## EXERCISE AIM
Pictures aside, quote the whole listing exactly.
'''
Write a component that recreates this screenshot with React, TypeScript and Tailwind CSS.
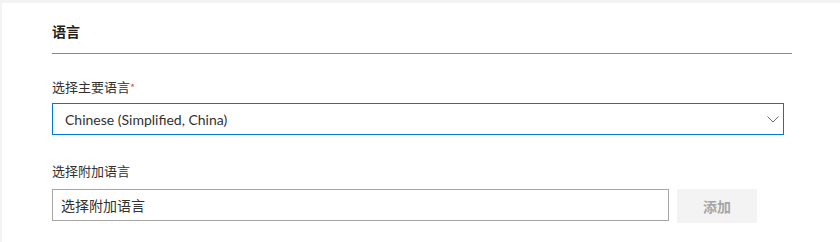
import { useState } from 'react';

const cjk = { fontFamily: '"Segoe UI", "Noto Sans CJK SC", sans-serif' };

function Chevron() {
    return (
        <svg width="12" height="7" viewBox="0 0 12 7" className="shrink-0">
            <polyline points="0.5,0.5 6,6 11.5,0.5" fill="none" stroke="#6b6b6b" strokeWidth="1" />
        </svg>
    );
}

export default function App() {
    const [extra, setExtra] = useState('');

    return (
        <div className="w-[840px] h-[242px] bg-[#f3f3f3] pt-[3px] pl-[2px] flex" style={cjk}>
            <div className="flex-1 bg-white pl-[50px] pr-[48px] pt-[18px] text-[#323130]">
                <h2 className="text-[14px] font-bold leading-[20px] text-[#201f1e] pb-[12px] border-b border-[#8a8a8a]">
                    语言
                </h2>

                <div className="mt-[23px] pr-[8px]">
                    <label className="block text-[13px] leading-[20px] mb-[6px]">
                        选择主要语言<span className="text-[#e35a5a] text-[11px] align-top">*</span>
                    </label>
                    <div className="h-[32px] border border-[#0078d4] flex items-center pl-[12px] pr-[4px]">
                        <span className="flex-1 text-[14px] text-[#323130]" style={{ fontFamily: 'Lato, "Noto Sans CJK SC", sans-serif' }}>
                            Chinese (Simplified, China)
                        </span>
                        <Chevron />
                    </div>
                </div>

                <div className="mt-[26px]">
                    <label className="block text-[13px] leading-[20px] mb-[8px]">选择附加语言</label>
                    <div className="flex gap-[8px] items-start">
                        <input
                            value={extra}
                            onChange={(e) => setExtra(e.target.value)}
                            placeholder="选择附加语言"
                            className="w-[617px] h-[32px] border border-[#a6a6a6] px-[8px] text-[14px] text-[#323130] placeholder:text-[#323130] outline-none"
                        />
                        <button className="w-[80px] h-[34px] bg-[#f3f3f3] text-[#a6a6a6] text-[14px] font-bold">
                            添加
                        </button>
                    </div>
                </div>
            </div>
        </div>
    );
}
'''
## FULL SOLUTION
Write a component that recreates this screenshot with React, TypeScript and Tailwind CSS.
import { useState } from 'react';

const cjk = { fontFamily: '"Segoe UI", "Noto Sans CJK SC", sans-serif' };

function Chevron() {
    return (
        <svg width="12" height="7" viewBox="0 0 12 7" className="shrink-0">
            <polyline points="0.5,0.5 6,6 11.5,0.5" fill="none" stroke="#6b6b6b" strokeWidth="1" />
        </svg>
    );
}

export default function App() {
    const [extra, setExtra] = useState('');

    return (
        <div className="w-[840px] h-[242px] bg-[#f3f3f3] pt-[3px] pl-[2px] flex" style={cjk}>
            <div className="flex-1 bg-white pl-[50px] pr-[48px] pt-[18px] text-[#323130]">
                <h2 className="text-[14px] font-bold leading-[20px] text-[#201f1e] pb-[12px] border-b border-[#8a8a8a]">
                    语言
                </h2>

                <div className="mt-[23px] pr-[8px]">
                    <label className="block text-[13px] leading-[20px] mb-[6px]">
                        选择主要语言<span className="text-[#e35a5a] text-[11px] align-top">*</span>
                    </label>
                    <div className="h-[32px] border border-[#0078d4] flex items-center pl-[12px] pr-[4px]">
                        <span className="flex-1 text-[14px] text-[#323130]" style={{ fontFamily: 'Lato, "Noto Sans CJK SC", sans-serif' }}>
                            Chinese (Simplified, China)
                        </span>
                        <Chevron />
                    </div>
                </div>

                <div className="mt-[26px]">
                    <label className="block text-[13px] leading-[20px] mb-[8px]">选择附加语言</label>
                    <div className="flex gap-[8px] items-start">
                        <input
                            value={extra}
                            onChange={(e) => setExtra(e.target.value)}
                            placeholder="选择附加语言"
                            className="w-[617px] h-[32px] border border-[#a6a6a6] px-[8px] text-[14px] text-[#323130] placeholder:text-[#323130] outline-none"
                        />
                        <button className="w-[80px] h-[34px] bg-[#f3f3f3] text-[#a6a6a6] text-[14px] font-bold">
                            添加
                        </button>
                    </div>
                </div>
            </div>
        </div>
    );
}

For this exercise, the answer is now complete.